Angel De Cora painting in Howard Pyle's studio, c. 1897 Frank E. Schoonover Manuscript Collection, Helen Farr Sloan Library and Archives, Delaware Art Museum
Angel De Cora, c. 1897 Frank E. Schoonover Manuscript Collection, Helen Farr Sloan Library and Archives, Delaware Art Museum
Angel De Cora (c. 1869-1919), whose given name was Hinook-Mahiwi-Kalinaka, was a Ho-Chunk artist, designer, and educator who played a pivotal role in bringing Indigenous design traditions into American arts and crafts. Born around 1869 on the Winnebago Reservation in Nebraska, she descended from a prominent Ho-Chunk lineage that included the chiefs White War Eagle and Little Decora. In 1883, she and other children on her reservation were taken—without her family’s knowledge or consent—to the Hampton Normal and Agricultural Institution in Virginia. The school trained formerly enslaved Black students and later, Native American students, in industrial and teacher education. The school claimed to promote economic uplift, but its larger mission was to remake students’ identities, values, and behavior according to white middle-class cultural standards. De Cora and her classmates were educated in a system that sought to suppress Indigenous cultural practices and assimilate students into Euro-American norms.
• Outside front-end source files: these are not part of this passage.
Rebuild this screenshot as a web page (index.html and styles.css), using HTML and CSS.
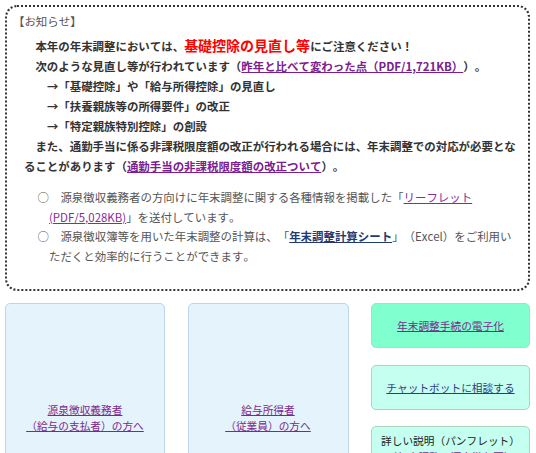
FILE: index.html
```html
<!DOCTYPE html>
<html lang="ja">
<head>
<meta charset="utf-8">
<title>年末調整</title>
<link rel="stylesheet" href="styles.css">
</head>
<body>
<div class="page">
  <section class="notice">
    <div class="notice-title">【お知らせ】</div>
    <div class="notice-main">
      <p class="para">本年の年末調整においては、<span class="alert">基礎控除の見直し等</span>にご注意ください！</p>
      <p class="para">次のような見直し等が行われています（<a class="link-purple" href="#">昨年と比べて変わった点（PDF/1,721KB）</a>）。</p>
      <p class="arrow">→「基礎控除」や「給与所得控除」の見直し</p>
      <p class="arrow">→「扶養親族等の所得要件」の改正</p>
      <p class="arrow">→「特定親族特別控除」の創設</p>
      <p class="para">また、通勤手当に係る非課税限度額の改正が行われる場合には、年末調整での対応が必要となることがあります（<a class="link-purple" href="#">通勤手当の非課税限度額の改正ついて</a>）。</p>
    </div>
    <div class="notice-sub">
      <p class="item">○　源泉徴収義務者の方向けに年末調整に関する各種情報を掲載した「<a class="link-plain" href="#">リーフレット(PDF/5,028KB)</a>」を送付しています。</p>
      <p class="item">○　源泉徴収簿等を用いた年末調整の計算は、「<a class="link-navy" href="#">年末調整計算シート</a>」（Excel）をご利用いただくと効率的に行うことができます。</p>
    </div>
  </section>

  <div class="nav">
    <div class="card"><a class="card-link" href="#">源泉徴収義務者<br>（給与の支払者）の方へ</a></div>
    <div class="card"><a class="card-link" href="#">給与所得者<br>（従業員）の方へ</a></div>
    <div class="side">
      <div class="btn btn-green"><a class="btn-link" href="#">年末調整手続の電子化</a></div>
      <div class="btn btn-mint"><a class="btn-link navy" href="#">チャットボットに相談する</a></div>
      <div class="btn btn-mint btn-tall">
        <span class="btn-text">詳しい説明（パンフレット）</span>
        <a class="btn-link" href="#">（年末調整・源泉徴収票）</a>
      </div>
    </div>
  </div>
</div>
</body>
</html>
```
FILE: styles.css
```css
html, body {
  margin: 0;
  padding: 0;
  background: #ffffff;
}
body {
  font-family: "Noto Sans CJK JP", "Noto Sans", sans-serif;
  color: #333333;
  text-spacing-trim: space-all;
  font-kerning: none;
}
.page {
  padding: 5px 6px 0 5px;
}
.notice {
  border: 2px dotted #333333;
  border-radius: 12px;
  padding: 4px 10px 23px 17px;
  font-size: 11.45px;
  line-height: 20px;
}
.notice p {
  margin: 0;
}
.notice-title {
  margin-left: -11px;
  margin-bottom: 4px;
  color: #555555;
}
.notice-main {
  font-weight: bold;
  color: #333333;
}
.para {
  text-indent: 1em;
}
.arrow {
  padding-left: 2em;
}
.alert {
  color: #ff0000;
  font-size: 14px;
}
.link-purple {
  color: #7a2090;
  text-decoration: underline;
}
.notice-sub {
  margin-top: 12px;
  color: #555555;
  line-height: 19.5px;
}
.item {
  padding-left: 25px;
  text-indent: -1em;
}
.link-plain {
  color: #8a2a9a;
  text-decoration: underline;
}
.link-navy {
  color: #1f3b70;
  font-weight: bold;
  text-decoration: underline;
}
.nav {
  margin-top: 12px;
  display: grid;
  grid-template-columns: 160px 161px 159px;
  justify-content: space-between;
  align-items: start;
  font-size: 10.7px;
  line-height: 16px;
}
.card {
  box-sizing: border-box;
  height: 230px;
  background: #e5f3fd;
  border: 1px solid #bcd5ea;
  border-radius: 5px;
  display: flex;
  align-items: center;
  justify-content: center;
  text-align: center;
}
.card-link {
  color: #7a2a8c;
  text-decoration: underline;
}
.side {
  display: flex;
  flex-direction: column;
  gap: 16px;
}
.btn {
  box-sizing: border-box;
  height: 45px;
  border-radius: 5px;
  display: flex;
  flex-direction: column;
  align-items: center;
  justify-content: center;
  text-align: center;
}
.btn-green {
  background: #80ffcf;
  border: 1px solid #a8e69c;
}
.btn-mint {
  background: #c4fff0;
  border: 1px solid #a8d6bf;
}
.btn-green + .btn-mint {
  margin-top: 1px;
}
.btn-tall {
  height: 80px;
  justify-content: flex-start;
  padding-top: 6px;
}
.btn-text {
  color: #222222;
}
.btn-link {
  color: #7a2a8c;
  text-decoration: underline;
}
.btn-link.navy {
  color: #2c3d7c;
}
```
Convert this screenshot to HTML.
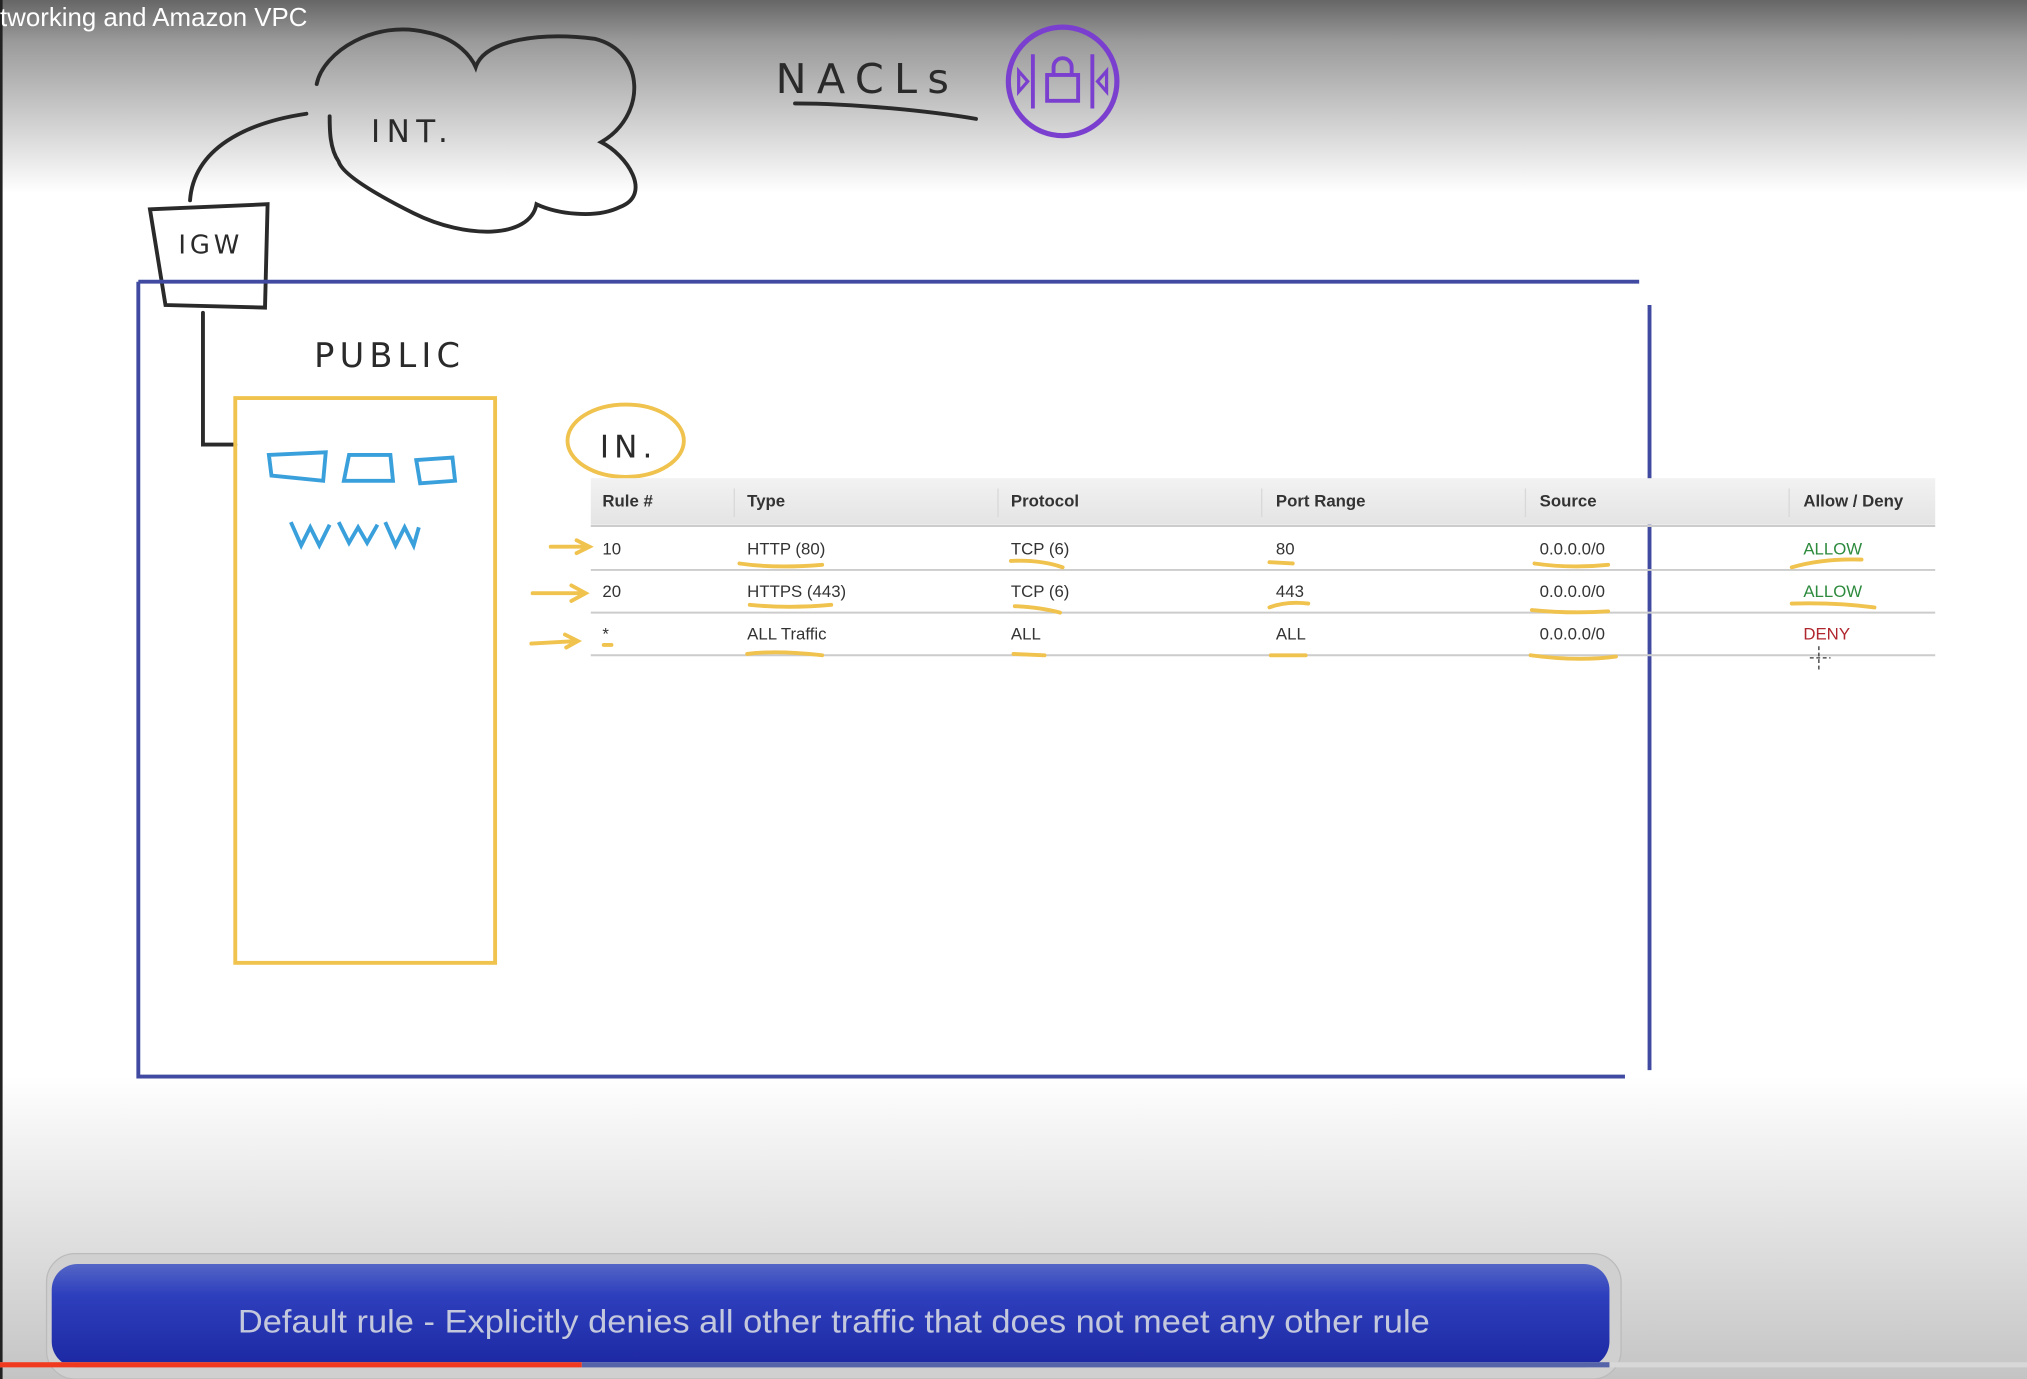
<!DOCTYPE html>
<html><head><meta charset="utf-8"><style>
html,body{margin:0;padding:0;width:2027px;height:1379px;overflow:hidden;background:#fff}
svg{display:block}
</style></head><body>
<svg width="2027" height="1379" viewBox="0 0 1568 1067" preserveAspectRatio="none" xmlns="http://www.w3.org/2000/svg">
<defs>
<linearGradient id="bg" x1="0" y1="0" x2="0" y2="1">
<stop offset="0" stop-color="#666"/>
<stop offset="0.03" stop-color="#9a9a9a"/>
<stop offset="0.14" stop-color="#fff"/>
<stop offset="0.78" stop-color="#fff"/>
<stop offset="1" stop-color="#c4c4c4"/>
</linearGradient>
<linearGradient id="hd" x1="0" y1="0" x2="0" y2="1">
<stop offset="0" stop-color="#f2f2f2"/><stop offset="1" stop-color="#e4e4e4"/>
</linearGradient>
<linearGradient id="cap" x1="0" y1="0" x2="0" y2="1">
<stop offset="0" stop-color="#5466c6"/><stop offset="0.3" stop-color="#2e3fbd"/><stop offset="1" stop-color="#1c28a2"/>
</linearGradient>
</defs>
<rect width="1568" height="1067" fill="url(#bg)"/>
<rect x="0" y="0" width="2" height="1067" fill="#222"/>
<text x="0" y="20" font-family="Liberation Sans, sans-serif" font-size="20" fill="#fff">tworking and Amazon VPC</text>

<g fill="none" stroke="#2a2a2a" stroke-width="3" stroke-linecap="round">
<path d="M245 65 C250 40 290 15 330 25 C355 30 365 45 368 52 C375 30 420 25 460 30 C500 40 500 90 465 110 C485 120 505 150 480 160 C460 170 430 165 415 158 C410 185 360 185 320 165 C290 150 265 135 262 125 C255 115 255 100 255 90"/>
<path d="M237 88 C190 95 150 115 147 155"/>
<path d="M116 162 L207 158 L205 238 L128 236 Z"/>
<path d="M157 242 L157 344 L182 344"/>
<path d="M615 80 C660 80 720 86 755 92"/>
</g>
<text x="287" y="110" font-family="DejaVu Sans, sans-serif" font-size="24" fill="#2a2a2a" letter-spacing="5">INT.</text>
<text x="138" y="196" font-family="DejaVu Sans, sans-serif" font-size="20" fill="#2a2a2a" letter-spacing="3">IGW</text>
<text x="600" y="72" font-family="DejaVu Sans, sans-serif" font-size="32" fill="#2a2a2a" letter-spacing="8">NACLs</text>
<text x="243" y="284" font-family="DejaVu Sans, sans-serif" font-size="26" fill="#2a2a2a" letter-spacing="4">PUBLIC</text>

<g fill="none" stroke="#7b3fd0" stroke-width="4">
<circle cx="822" cy="63" r="42"/>
<path d="M799 42 V84 M845 42 V84" stroke-width="3"/>
<path d="M788 55 L795 63 L788 71 Z M856 55 L849 63 L856 71 Z" stroke-width="2.5"/>
<rect x="810" y="58" width="24" height="20" stroke-width="3"/>
<path d="M815 58 V52 A7 7 0 0 1 829 52 V58" stroke-width="3"/>
</g>

<g fill="none" stroke="#3f4aa0" stroke-width="3">
<path d="M107 218 H1268 M107 218 V833 H1257 M1276 236 V828"/>
</g>
<rect x="182" y="308" width="201" height="437" fill="none" stroke="#f0c24e" stroke-width="3"/>
<g fill="none" stroke="#3aa0dc" stroke-width="3">
<path d="M208 352 L252 350 L250 372 L210 368 Z M270 352 L302 352 L304 372 L266 372 Z M322 356 L350 354 L352 372 L325 374 Z"/>
<path d="M225 404 L233 422 L240 408 L247 422 L255 406 M262 404 L270 420 L277 408 L284 420 L292 406 M298 404 L306 422 L313 408 L320 422 L324 408"/>
</g>
<ellipse cx="484" cy="341" rx="45" ry="28" fill="none" stroke="#f0c24e" stroke-width="3"/>
<text x="464" y="354" font-family="DejaVu Sans, sans-serif" font-size="24" fill="#2a2a2a" letter-spacing="4">IN.</text>

<rect x="457" y="370" width="1040" height="36" fill="url(#hd)"/>
<g stroke="#d8d8d8" stroke-width="1">
<path d="M568 378 V400 M772 378 V400 M976 378 V400 M1180 378 V400 M1384 378 V400"/>
<path d="M457 407 H1497 M457 441 H1497 M457 474 H1497 M457 507 H1497" stroke="#ccc" stroke-width="1.5"/>
</g>
<g font-family="Liberation Sans, sans-serif" font-size="13" fill="#333">
<g font-weight="bold">
<text x="466" y="392">Rule #</text><text x="578" y="392">Type</text><text x="782" y="392">Protocol</text><text x="987" y="392">Port Range</text><text x="1191" y="392">Source</text><text x="1395" y="392">Allow / Deny</text>
</g>
<text x="466" y="429">10</text><text x="578" y="429">HTTP (80)</text><text x="782" y="429">TCP (6)</text><text x="987" y="429">80</text><text x="1191" y="429">0.0.0.0/0</text><text x="1395" y="429" fill="#2e8b3e">ALLOW</text>
<text x="466" y="462">20</text><text x="578" y="462">HTTPS (443)</text><text x="782" y="462">TCP (6)</text><text x="987" y="462">443</text><text x="1191" y="462">0.0.0.0/0</text><text x="1395" y="462" fill="#2e8b3e">ALLOW</text>
<text x="466" y="495">*</text><text x="578" y="495">ALL Traffic</text><text x="782" y="495">ALL</text><text x="987" y="495">ALL</text><text x="1191" y="495">0.0.0.0/0</text><text x="1395" y="495" fill="#b0262e">DENY</text>
</g>
<g fill="none" stroke="#f0c24e" stroke-width="3" stroke-linecap="round">
<path d="M572 436 Q600 440 636 437 M782 434 Q805 433 822 439 M982 435 L1000 436 M1187 436 Q1215 440 1244 437 M1386 439 Q1410 432 1440 433"/>
<path d="M580 468 Q610 471 643 468 M785 469 Q805 470 820 474 M982 470 Q995 465 1012 467 M1185 472 Q1215 475 1244 473 M1386 467 Q1420 466 1450 470"/>
<path d="M578 506 Q600 503 636 507 M784 506 L808 507 M983 507 L1010 507 M1184 507 Q1220 512 1250 508"/>
<path d="M426 423 L455 423 M446 418 L456 423 L446 428"/>
<path d="M412 459 L452 459 M442 453 L453 459 L442 465"/>
<path d="M411 498 L446 496 M437 491 L447 496 L438 501 M467 499 L473 499"/>
</g>
<path d="M1407 500 V518 M1400 509 H1416" stroke="#333" stroke-width="1" stroke-dasharray="3 2"/>

<rect x="36" y="970" width="1218" height="97" rx="22" fill="#d0d0d0" stroke="#bbb"/>
<rect x="40" y="978" width="1205" height="80" rx="20" fill="url(#cap)"/>
<text x="184" y="1031" textLength="922" lengthAdjust="spacingAndGlyphs" font-family="Liberation Sans, sans-serif" font-size="25" fill="#c4c8dc">Default rule - Explicitly denies all other traffic that does not meet any other rule</text>
<rect x="0" y="1054" width="1568" height="4" fill="#d8d8d8"/>
<rect x="450" y="1054" width="795" height="4" fill="#5563a8"/>
<rect x="0" y="1054" width="450" height="4" fill="#f03a20"/>
</svg>
</body></html>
Angel De Cora and Howard Pyle outside Pyle's studio, c. 1897 Frank E. Schoonover Manuscript Collection, Helen Farr Sloan Library and Archives, Delaware Art Museum
Despite coming of age in this repressive system, De Cora demonstrated a natural aptitude for art at Hampton. After graduating in 1891, she continued her studies at Smith College and later at Drexel Institute, where she trained in illustration under Howard Pyle, who remembered her as one of his most gifted students. After struggling to support herself as a working artist, De Cora was recruited to teach art at the Carlisle Indian School in Pennsylvania, a federally funded program designed as an Indigenous assimilation experiment. She accepted the position but pushed back on the school’s stated aims. Her conditions were that she “shall not be expected to teach in the white man’s way, but shall be given complete liberty to develop the art of my own race.” Throughout her nine years at Carlisle, De Cora reshaped the curriculum to do just that, teaching her students that their inherent artistic talent was worthy of recognition and deserving of a place in the larger arena of the country’s art and culture.